Today I chaired the annual Advisory Council (AC) meeting for the SDSS-V project. The AC protects the interests of the partners, who gave money and other resources to the project. We had many presentations from different parts of the project and OMG this project is amazing. I learned a ton and feel very happy that our money is well spent. This activity counts as research because project management is a key part of science.

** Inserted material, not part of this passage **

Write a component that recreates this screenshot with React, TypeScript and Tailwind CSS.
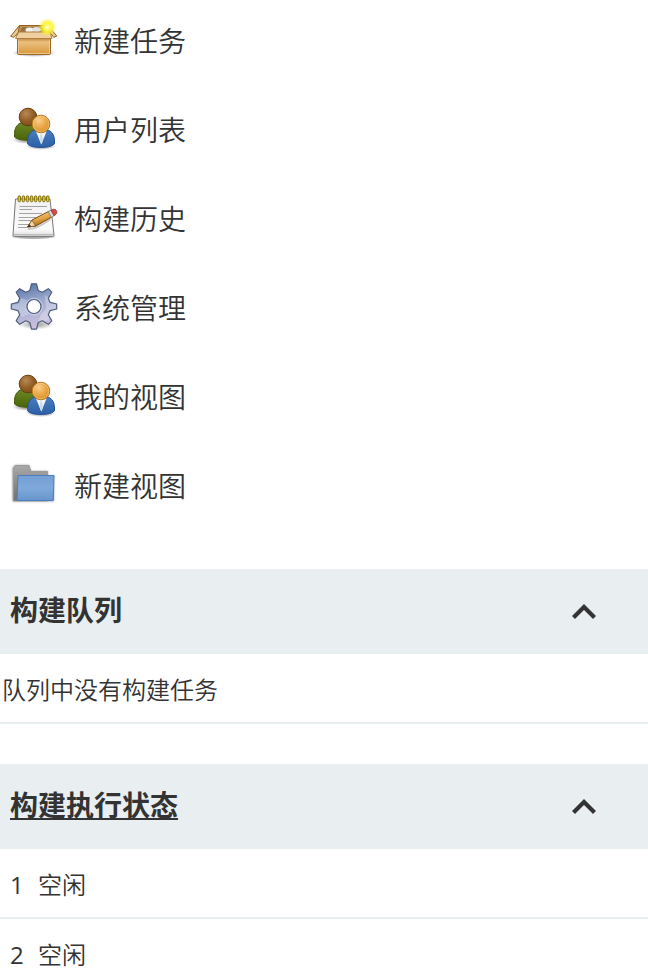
import { useState } from 'react';
import type { ReactNode } from 'react';

function PackageIcon() {
  return (
    <svg viewBox="0 0 48 48" className="size-12 shrink-0" aria-hidden="true">
      <defs>
        <linearGradient id="boxFront" x1="0" y1="0" x2="0" y2="1">
          <stop offset="0" stopColor="#d9a456" />
          <stop offset="0.45" stopColor="#e9bd7b" />
          <stop offset="1" stopColor="#d8963a" />
        </linearGradient>
        <radialGradient id="boxSun">
          <stop offset="0" stopColor="#fffff0" />
          <stop offset="0.3" stopColor="#fff95a" />
          <stop offset="0.6" stopColor="#fdf22b" stopOpacity="0.85" />
          <stop offset="1" stopColor="#fdf22b" stopOpacity="0" />
        </radialGradient>
        <radialGradient id="boxShadow">
          <stop offset="0.5" stopColor="#000" stopOpacity="0.3" />
          <stop offset="1" stopColor="#000" stopOpacity="0" />
        </radialGradient>
      </defs>
      <ellipse cx="24" cy="37" rx="22" ry="4" fill="url(#boxShadow)" />
      <path d="M9.5 9.5H38L41 18H6.5Z" fill="#c39551" stroke="#94601f" />
      <path d="M12 11H36L38 16H10Z" fill="#96744a" />
      <ellipse cx="19.5" cy="14" rx="4" ry="2.6" fill="#f3f3f0" />
      <ellipse cx="26.5" cy="13.6" rx="4.5" ry="2.6" fill="#e4e4e0" />
      <rect x="7.5" y="17.5" width="33" height="21" rx="1.5" fill="url(#boxFront)" stroke="#9a6726" />
      <path d="M8.5 22V37.5H39.5V22" fill="none" stroke="#f3d09b" strokeOpacity="0.8" />
      <path d="M8 22.5H40V24.5H8Z" fill="#a8712a" fillOpacity="0.4" />
      <path d="M8.5 16H40L42 22.5H5.5Z" fill="#efcf9e" stroke="#b07f40" />
      <path d="M9.5 9.5L8.2 16.6L3.8 21.4L0.7 20.2Z" fill="#eac894" stroke="#93601d" />
      <path d="M38 9.8L40 16.6L43.8 21.4L46.8 20Z" fill="#eac894" stroke="#93601d" />
      <circle cx="37.3" cy="11.3" r="9" fill="url(#boxSun)" />
    </svg>
  );
}

function UsersIcon() {
  return (
    <svg viewBox="0 0 48 48" className="size-12 shrink-0" aria-hidden="true">
      <defs>
        <radialGradient id="headBrown" cx="0.38" cy="0.3" r="0.75">
          <stop offset="0" stopColor="#b98a52" />
          <stop offset="0.55" stopColor="#946028" />
          <stop offset="1" stopColor="#7c4c18" />
        </radialGradient>
        <radialGradient id="headOrange" cx="0.38" cy="0.3" r="0.75">
          <stop offset="0" stopColor="#f9cf8c" />
          <stop offset="0.55" stopColor="#e9a745" />
          <stop offset="1" stopColor="#d99026" />
        </radialGradient>
        <linearGradient id="bodyGreen" x1="0" y1="0" x2="0" y2="1">
          <stop offset="0" stopColor="#6b8926" />
          <stop offset="1" stopColor="#4b640a" />
        </linearGradient>
        <linearGradient id="bodyBlue" x1="0" y1="0" x2="0" y2="1">
          <stop offset="0" stopColor="#4a7fc0" />
          <stop offset="1" stopColor="#2c5fa6" />
        </linearGradient>
        <radialGradient id="userShadow">
          <stop offset="0.4" stopColor="#000" stopOpacity="0.35" />
          <stop offset="1" stopColor="#000" stopOpacity="0" />
        </radialGradient>
      </defs>
      <ellipse cx="19" cy="35" rx="17" ry="4" fill="url(#userShadow)" />
      <ellipse cx="31" cy="41" rx="15" ry="4" fill="url(#userShadow)" />
      <path
        d="M4.5 28.5C4.5 21.5 9 17 15 17H21C27 17 31 21.5 31 28.5V31.5C29 34.5 24 35.2 18 35.2C12 35.2 7 34.5 4.5 32Z"
        fill="url(#bodyGreen)"
        stroke="#415808"
      />
      <circle cx="18" cy="12" r="8.8" fill="url(#headBrown)" stroke="#6b3f0f" />
      <path
        d="M17.7 36C17.7 29 22 24.5 28 24.5H34.5C40.5 24.5 44.5 29 44.5 36V38.8C42 41.6 37 42.4 31 42.4C25 42.4 20 41.6 17.7 39Z"
        fill="url(#bodyBlue)"
        stroke="#23509a"
      />
      <path d="M26 26.5L31.3 39.5L36.5 26.5Z" fill="#f4f6f9" />
      <path d="M30.2 29.5H32.2L33 35.5L31.3 39.5L29.7 35.5Z" fill="#cfdae8" />
      <circle cx="31" cy="19" r="8.8" fill="url(#headOrange)" stroke="#b8751b" />
      <circle cx="31" cy="19" r="7.8" fill="none" stroke="#fce0ae" strokeOpacity="0.4" />
    </svg>
  );
}

function NotepadIcon() {
  return (
    <svg viewBox="0 0 48 48" className="size-12 shrink-0" aria-hidden="true">
      <defs>
        <linearGradient id="paper" x1="0" y1="0" x2="0" y2="1">
          <stop offset="0" stopColor="#f0f0f0" />
          <stop offset="0.8" stopColor="#fbfbfb" />
          <stop offset="1" stopColor="#dcdcdc" />
        </linearGradient>
        <linearGradient id="pencil" x1="0.3" y1="0.2" x2="0.6" y2="0.9">
          <stop offset="0" stopColor="#f3cb7d" />
          <stop offset="0.5" stopColor="#dfa03e" />
          <stop offset="1" stopColor="#96601b" />
        </linearGradient>
        <radialGradient id="paperShadow">
          <stop offset="0.6" stopColor="#000" stopOpacity="0.3" />
          <stop offset="1" stopColor="#000" stopOpacity="0" />
        </radialGradient>
      </defs>
      <ellipse cx="23.5" cy="43" rx="23" ry="2.5" fill="url(#paperShadow)" />
      <path d="M5.5 5H40L44 41Q44.2 42.6 42.5 42.6H4.3Q2.8 42.6 3 41Z" fill="url(#paper)" stroke="#777" />
      <path d="M4 40.8H43" stroke="#aaa" />
      <g stroke="#a3a3a3">
        <path d="M9.5 12.5H37" />
        <path d="M9.5 15.5H22" />
        <path d="M9 19.5H32" />
        <path d="M8.7 23.5H30" />
        <path d="M8.5 26.5H26" />
        <path d="M8.2 30.5H20" />
        <path d="M8 33.5H17" />
      </g>
      <g fill="#e3c92f" stroke="#75660b" strokeWidth="0.9">
        <rect x="8" y="1.8" width="2.5" height="6" rx="1.2" />
        <rect x="12.1" y="1.8" width="2.5" height="6" rx="1.2" />
        <rect x="16.2" y="1.8" width="2.5" height="6" rx="1.2" />
        <rect x="20.3" y="1.8" width="2.5" height="6" rx="1.2" />
        <rect x="24.4" y="1.8" width="2.5" height="6" rx="1.2" />
        <rect x="28.5" y="1.8" width="2.5" height="6" rx="1.2" />
        <rect x="32.6" y="1.8" width="2.5" height="6" rx="1.2" />
        <rect x="36.5" y="1.8" width="2.5" height="6" rx="1.2" />
      </g>
      <path d="M18 35C25 35.5 33 30.5 40 25.5" fill="none" stroke="#000" strokeOpacity="0.2" strokeWidth="2" />
      <path d="M17.5 33L22 26L39 17.2L42 23L25.5 32.2Z" fill="url(#pencil)" stroke="#7b4c14" />
      <path d="M17.5 33L22 26.2L25.5 32Z" fill="#f2d9ab" stroke="#7b4c14" strokeWidth="0.7" />
      <path d="M17.2 33.2L19.4 30L21 32.5Z" fill="#2b2b2b" />
      <path d="M38.2 17.6L41.2 16.1L44.2 21.8L41.3 23.4Z" fill="#d5d8dc" stroke="#6d6d6d" strokeWidth="0.7" />
      <path d="M41 16.2L43.3 15.2Q46 14.8 46.9 17.6Q47 20.2 44.2 21.8Z" fill="#dc4b43" stroke="#98271f" strokeWidth="0.7" />
    </svg>
  );
}

function GearIcon() {
  return (
    <svg viewBox="0 0 48 48" className="size-12 shrink-0" aria-hidden="true">
      <defs>
        <linearGradient id="gearFill" x1="0.35" y1="0" x2="0.6" y2="1">
          <stop offset="0" stopColor="#5876a8" />
          <stop offset="0.45" stopColor="#a3aed0" />
          <stop offset="1" stopColor="#cfc1df" />
        </linearGradient>
        <radialGradient id="gearShadow">
          <stop offset="0.3" stopColor="#000" stopOpacity="0.3" />
          <stop offset="1" stopColor="#000" stopOpacity="0" />
        </radialGradient>
        <path
          id="gearShape"
          fillRule="evenodd"
          d="M21.5 0.8H26.5L28.2 7.5L32.3 9.2L38.3 5.7L41.8 9.2L38.3 15.2L40 19.3L46.7 21V26L40 27.7L38.3 31.8L41.8 37.8L38.3 41.3L32.3 37.8L28.2 39.5L26.5 46.2H21.5L19.8 39.5L15.7 37.8L9.7 41.3L6.2 37.8L9.7 31.8L8 27.7L1.3 26V21L8 19.3L9.7 15.2L6.2 9.2L9.7 5.7L15.7 9.2L19.8 7.5ZM24 16.5A7 7 0 1 0 24 30.5A7 7 0 1 0 24 16.5Z"
        />
        <clipPath id="gearClip">
          <use href="#gearShape" clipRule="evenodd" />
        </clipPath>
      </defs>
      <ellipse cx="26" cy="41.5" rx="18" ry="5" fill="url(#gearShadow)" />
      <use href="#gearShape" fill="url(#gearFill)" />
      <g clipPath="url(#gearClip)">
        <path d="M1 22L9 20L11 15L17 17L15 24L19 31L12 34L3 28Z" fill="#e4e9f3" fillOpacity="0.35" />
        <path d="M35 12L47 20V28L36 38L28 40L31 31L36 26Z" fill="#edf1f8" fillOpacity="0.35" />
      </g>
      <circle cx="24" cy="23.5" r="7" fill="#fff" />
      <circle cx="24" cy="23.5" r="8.3" fill="none" stroke="#d9deeb" strokeOpacity="0.7" />
      <use href="#gearShape" fill="none" stroke="#4f5c7c" strokeWidth="1.2" strokeLinejoin="round" />
    </svg>
  );
}

function FolderIcon() {
  return (
    <svg viewBox="0 0 48 48" className="size-12 shrink-0" aria-hidden="true">
      <defs>
        <linearGradient id="folderBack" x1="0" y1="0" x2="0" y2="1">
          <stop offset="0" stopColor="#a8a8a8" />
          <stop offset="1" stopColor="#707070" />
        </linearGradient>
        <linearGradient id="folderFront" x1="0" y1="0" x2="0" y2="1">
          <stop offset="0" stopColor="#729fd4" />
          <stop offset="0.5" stopColor="#7fa9dc" />
          <stop offset="1" stopColor="#6795cc" />
        </linearGradient>
        <filter id="folderBlur" x="-10%" y="-10%" width="120%" height="120%">
          <feGaussianBlur stdDeviation="1" />
        </filter>
        <filter id="folderSoft" x="-10%" y="-10%" width="120%" height="120%">
          <feGaussianBlur stdDeviation="0.6" />
        </filter>
      </defs>
      <path d="M2.5 40.5V7L4.5 4H19L21 10H38V15H44V40.5Z" fill="#777" fillOpacity="0.6" filter="url(#folderBlur)" />
      <g filter="url(#folderSoft)">
        <path d="M3.2 40V7.2L5.2 4.5H19L20.8 10.5H37.5V40Z" fill="url(#folderBack)" stroke="#9a9a9a" />
        <path d="M8 14.5H44L43.3 39.5H7Z" fill="url(#folderFront)" stroke="#4a7fbf" />
      </g>
    </svg>
  );
}

const tasks = [
  { label: '新建任务', icon: <PackageIcon /> },
  { label: '用户列表', icon: <UsersIcon /> },
  { label: '构建历史', icon: <NotepadIcon /> },
  { label: '系统管理', icon: <GearIcon /> },
  { label: '我的视图', icon: <UsersIcon /> },
  { label: '新建视图', icon: <FolderIcon /> },
];

const executors = [
  { id: 1, status: '空闲' },
  { id: 2, status: '空闲' },
];

function Pane({ title, children }: { title: ReactNode; children: ReactNode }) {
  const [open, setOpen] = useState(true);

  return (
    <section>
      <div className="flex items-center justify-between bg-[#e9eef1] pt-[19px] pb-[18px] pr-12 pl-[10px]">
        <h2 className="pb-1 font-['Open_Sans','Noto_Sans_CJK_SC',sans-serif] text-[28px] leading-[44px] font-bold">
          {title}
        </h2>
        <button
          type="button"
          aria-label={open ? '折叠' : '展开'}
          aria-expanded={open}
          className="flex size-8 items-center justify-center"
          onClick={() => setOpen(!open)}
        >
          <svg viewBox="0 0 32 32" className={open ? 'size-8' : 'size-8 rotate-180'} aria-hidden="true">
            <path d="M5.5 21.5L16 11L26.5 21.5" fill="none" stroke="#333" strokeWidth="4.2" />
          </svg>
        </button>
      </div>
      {open && children}
    </section>
  );
}

export default function App() {
  return (
    <div className="min-h-screen bg-white font-['Open_Sans','Noto_Sans_CJK_SC_DemiLight','Noto_Sans_CJK_SC',sans-serif] text-[#333]">
      <nav className="pt-4">
        <ul className="flex flex-col gap-[41px]">
          {tasks.map((task) => (
            <li key={task.label}>
              <a href="#" className="flex h-12 items-center gap-4 pl-[10px] text-[28px]">
                {task.icon}
                <span className="pt-[2px]">{task.label}</span>
              </a>
            </li>
          ))}
        </ul>
      </nav>

      <div className="mt-[60px] flex flex-col gap-10">
        <Pane title="构建队列">
          <p className="border-b-2 border-[#e9eef1] pt-[18px] pb-[14px] pl-[2px] text-2xl leading-9">
            队列中没有构建任务
          </p>
        </Pane>

        <Pane
          title={
            <a href="#" className="underline decoration-2 underline-offset-2">
              构建执行状态
            </a>
          }
        >
          <table className="w-full text-2xl leading-9">
            <tbody>
              {executors.map((executor) => (
                <tr key={executor.id} className="border-b-2 border-[#e9eef1]">
                  <td className="w-[38px] pt-[18px] pb-[14px] pl-[10px]">{executor.id}</td>
                  <td className="pt-[18px] pb-[14px]">{executor.status}</td>
                </tr>
              ))}
            </tbody>
          </table>
        </Pane>
      </div>
    </div>
  );
}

The AC meeting was followed by touring the observing hardware (I love it; the SDSS Telescope is incredibly important to everything I have done since the late 1990s), followed by actually looking through the 3.5m telescope at Apache Point Observatory.

2023-11-02

toning down my language

I spent travel time (at airports and on airplanes) working on the title, abstract, and introduction of the forthcoming paper with Andy Casey (Monash) about combining visit spectra into mean spectra. This was mainly about me changing the tone from “You are all doing it wrong!” to a tone more like “Here's a way to think about it, and the consequences thereof.” After all, no method is the best for all situations and cases. Our method is best for situations where the individual visit spectra are barely sampled or under-sampled.

2023-11-01

M dwarfs

I had a great phone call with Madyson Barber (UNC) and Andrew Mann (UNC) today about M dwarf stellar spectroscopy. I love the problem of understanding the spectra of M dwarfs because this is a subject where there is no ground truth: No physical models of M dwarf photospheres work very well! Why not? Probably because they depend on lots of molecular transitions and band heads, the properties of which are not known (and very sensitive to conditions).

I love problems where there is no ground truth! After all, science as a whole has no ground truth! So the M-dwarf spectroscopy problem is a microcosm of all of science. I went off the deep end on this call, and we were all left knowing less than we knew when we started the call. By this post, I apologize to Barber and Mann.